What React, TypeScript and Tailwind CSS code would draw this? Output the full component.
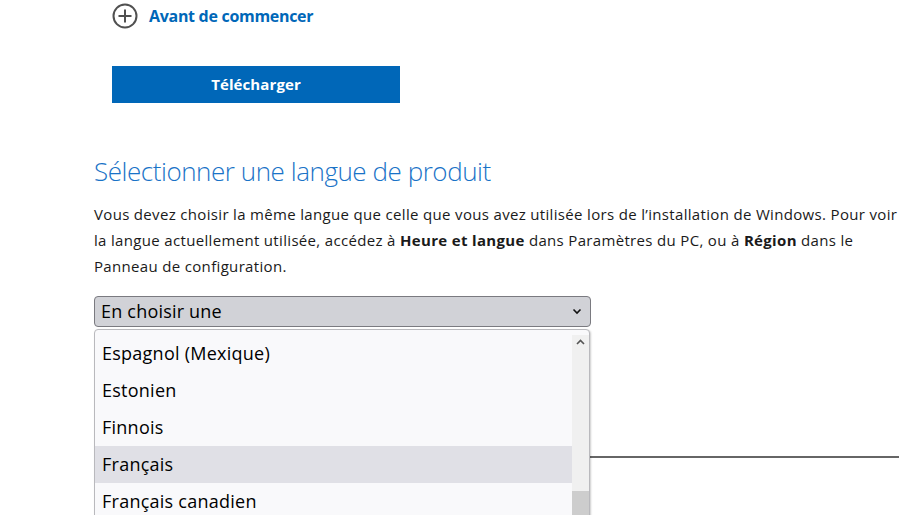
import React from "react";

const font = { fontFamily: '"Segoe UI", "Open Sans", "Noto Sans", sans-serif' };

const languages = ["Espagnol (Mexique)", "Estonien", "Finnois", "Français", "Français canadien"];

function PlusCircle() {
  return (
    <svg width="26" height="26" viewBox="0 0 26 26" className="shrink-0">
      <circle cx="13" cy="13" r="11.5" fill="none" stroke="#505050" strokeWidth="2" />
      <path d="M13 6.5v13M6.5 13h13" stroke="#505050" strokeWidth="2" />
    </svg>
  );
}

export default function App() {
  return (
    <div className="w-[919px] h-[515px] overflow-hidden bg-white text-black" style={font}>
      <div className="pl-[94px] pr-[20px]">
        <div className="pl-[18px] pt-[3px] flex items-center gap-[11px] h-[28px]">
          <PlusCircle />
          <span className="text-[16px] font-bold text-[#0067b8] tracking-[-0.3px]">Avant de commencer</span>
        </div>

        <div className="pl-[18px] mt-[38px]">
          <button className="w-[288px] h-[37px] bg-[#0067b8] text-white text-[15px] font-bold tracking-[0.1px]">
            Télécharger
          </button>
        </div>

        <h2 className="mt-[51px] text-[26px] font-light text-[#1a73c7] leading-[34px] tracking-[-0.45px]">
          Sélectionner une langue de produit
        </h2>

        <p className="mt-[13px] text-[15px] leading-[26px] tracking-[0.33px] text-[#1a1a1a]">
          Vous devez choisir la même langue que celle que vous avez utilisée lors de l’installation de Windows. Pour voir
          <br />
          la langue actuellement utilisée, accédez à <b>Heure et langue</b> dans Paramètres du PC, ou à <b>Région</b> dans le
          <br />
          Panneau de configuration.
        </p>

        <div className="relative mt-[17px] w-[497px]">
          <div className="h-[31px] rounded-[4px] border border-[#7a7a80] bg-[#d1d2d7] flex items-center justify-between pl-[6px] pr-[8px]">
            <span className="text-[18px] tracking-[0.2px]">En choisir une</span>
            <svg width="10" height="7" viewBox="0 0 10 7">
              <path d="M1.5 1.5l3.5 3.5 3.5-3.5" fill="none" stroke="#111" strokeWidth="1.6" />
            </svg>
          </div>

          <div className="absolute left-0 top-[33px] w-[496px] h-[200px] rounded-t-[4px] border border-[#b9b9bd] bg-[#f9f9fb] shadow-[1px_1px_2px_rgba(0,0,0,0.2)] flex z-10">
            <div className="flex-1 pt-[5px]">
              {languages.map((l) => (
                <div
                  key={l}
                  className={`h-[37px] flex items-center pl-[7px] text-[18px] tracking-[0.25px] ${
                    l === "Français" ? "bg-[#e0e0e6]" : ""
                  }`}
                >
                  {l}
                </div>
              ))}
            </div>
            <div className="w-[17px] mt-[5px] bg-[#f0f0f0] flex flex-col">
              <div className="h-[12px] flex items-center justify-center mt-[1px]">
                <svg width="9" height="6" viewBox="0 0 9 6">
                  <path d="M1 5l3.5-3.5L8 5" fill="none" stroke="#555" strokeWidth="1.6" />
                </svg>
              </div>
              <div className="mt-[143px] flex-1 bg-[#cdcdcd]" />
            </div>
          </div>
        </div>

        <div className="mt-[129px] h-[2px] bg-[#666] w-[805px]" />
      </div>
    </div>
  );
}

- - - - - - -

Copy out the listing exactly as it stands, but not the pictures.

#### [The solution]
What React, TypeScript and Tailwind CSS code would draw this? Output the full component.
import React from "react";

const font = { fontFamily: '"Segoe UI", "Open Sans", "Noto Sans", sans-serif' };

const languages = ["Espagnol (Mexique)", "Estonien", "Finnois", "Français", "Français canadien"];

function PlusCircle() {
  return (
    <svg width="26" height="26" viewBox="0 0 26 26" className="shrink-0">
      <circle cx="13" cy="13" r="11.5" fill="none" stroke="#505050" strokeWidth="2" />
      <path d="M13 6.5v13M6.5 13h13" stroke="#505050" strokeWidth="2" />
    </svg>
  );
}

export default function App() {
  return (
    <div className="w-[919px] h-[515px] overflow-hidden bg-white text-black" style={font}>
      <div className="pl-[94px] pr-[20px]">
        <div className="pl-[18px] pt-[3px] flex items-center gap-[11px] h-[28px]">
          <PlusCircle />
          <span className="text-[16px] font-bold text-[#0067b8] tracking-[-0.3px]">Avant de commencer</span>
        </div>

        <div className="pl-[18px] mt-[38px]">
          <button className="w-[288px] h-[37px] bg-[#0067b8] text-white text-[15px] font-bold tracking-[0.1px]">
            Télécharger
          </button>
        </div>

        <h2 className="mt-[51px] text-[26px] font-light text-[#1a73c7] leading-[34px] tracking-[-0.45px]">
          Sélectionner une langue de produit
        </h2>

        <p className="mt-[13px] text-[15px] leading-[26px] tracking-[0.33px] text-[#1a1a1a]">
          Vous devez choisir la même langue que celle que vous avez utilisée lors de l’installation de Windows. Pour voir
          <br />
          la langue actuellement utilisée, accédez à <b>Heure et langue</b> dans Paramètres du PC, ou à <b>Région</b> dans le
          <br />
          Panneau de configuration.
        </p>

        <div className="relative mt-[17px] w-[497px]">
          <div className="h-[31px] rounded-[4px] border border-[#7a7a80] bg-[#d1d2d7] flex items-center justify-between pl-[6px] pr-[8px]">
            <span className="text-[18px] tracking-[0.2px]">En choisir une</span>
            <svg width="10" height="7" viewBox="0 0 10 7">
              <path d="M1.5 1.5l3.5 3.5 3.5-3.5" fill="none" stroke="#111" strokeWidth="1.6" />
            </svg>
          </div>

          <div className="absolute left-0 top-[33px] w-[496px] h-[200px] rounded-t-[4px] border border-[#b9b9bd] bg-[#f9f9fb] shadow-[1px_1px_2px_rgba(0,0,0,0.2)] flex z-10">
            <div className="flex-1 pt-[5px]">
              {languages.map((l) => (
                <div
                  key={l}
                  className={`h-[37px] flex items-center pl-[7px] text-[18px] tracking-[0.25px] ${
                    l === "Français" ? "bg-[#e0e0e6]" : ""
                  }`}
                >
                  {l}
                </div>
              ))}
            </div>
            <div className="w-[17px] mt-[5px] bg-[#f0f0f0] flex flex-col">
              <div className="h-[12px] flex items-center justify-center mt-[1px]">
                <svg width="9" height="6" viewBox="0 0 9 6">
                  <path d="M1 5l3.5-3.5L8 5" fill="none" stroke="#555" strokeWidth="1.6" />
                </svg>
              </div>
              <div className="mt-[143px] flex-1 bg-[#cdcdcd]" />
            </div>
          </div>
        </div>

        <div className="mt-[129px] h-[2px] bg-[#666] w-[805px]" />
      </div>
    </div>
  );
}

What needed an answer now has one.